I know it isn't their fault that they live an absolutely-amazing-life-filled-with-ease-and-luxury-and-sleep. But there are some days I would just really, really, like to try and suffer and in their shoes.
Who is this person who makes my jealous bone grow?
Yep. My little Boy Bean.
I mean - really - how wonderful would it be to live his life???
I would get dressed up in adorable outfits that were always soft and comfortable. I would not be expected to wear shoes. People would constantly tell me how cute I looked - even if I was trying to poop. Even my burps would be cute!
If I was having trouble sleeping - I would get carried around cuddled to someone I love....or I would just get to lay my head on their chest.....and they wouldn't move....for hours....because I would need my sleep.
Speaking of sleep - if I ever got cranky, people would immediately check if I was hungry, needed a change, or just tired. AND THEN - they would feed me, change me, and rock me. I would be expected to sleep for hours and hours.

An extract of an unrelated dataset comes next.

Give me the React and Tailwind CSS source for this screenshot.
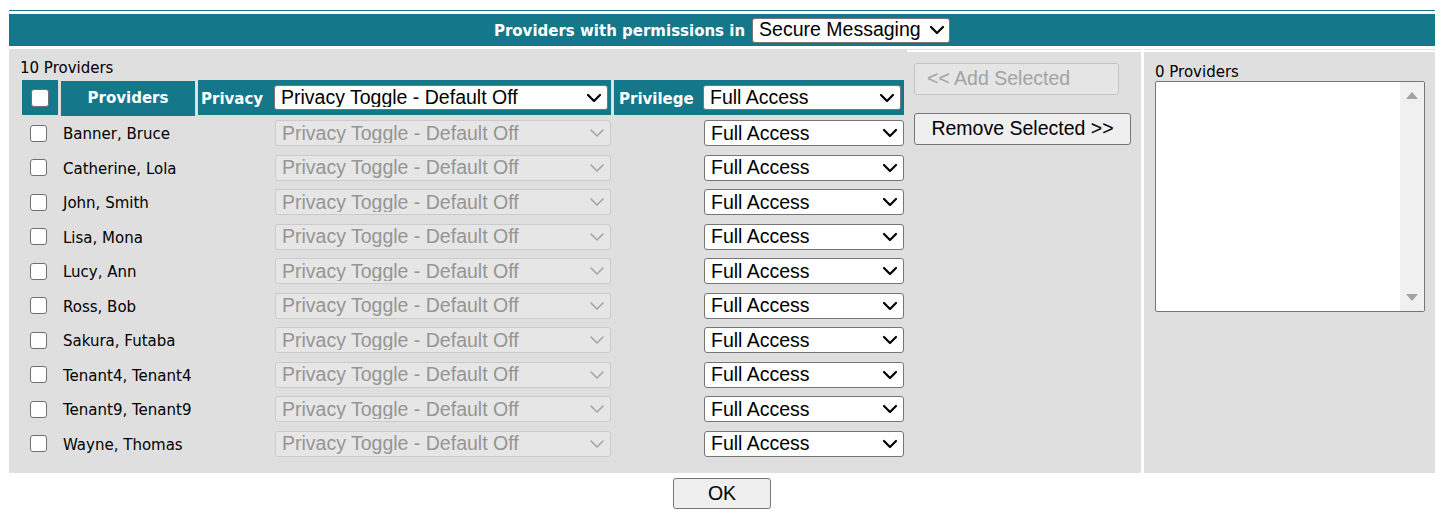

People would be HAPPY as I gained weight - in fact, they would be worried if I didn't! They would ooooh and aaaah over my adorable roly-poly-thighs and double chin. Bliss.
The only down side would be pooping on myself.
My Boy Bean has NO idea how good he has it.
Oh well. Instead I get to clean up everybody else's poop. And kiss their little heads while they sleep. And watch them grow. And dress them. And teach them. And hug them. And kiss them. And love them.
And when that jealous bone grows....I remember - I have NO idea how good I have it.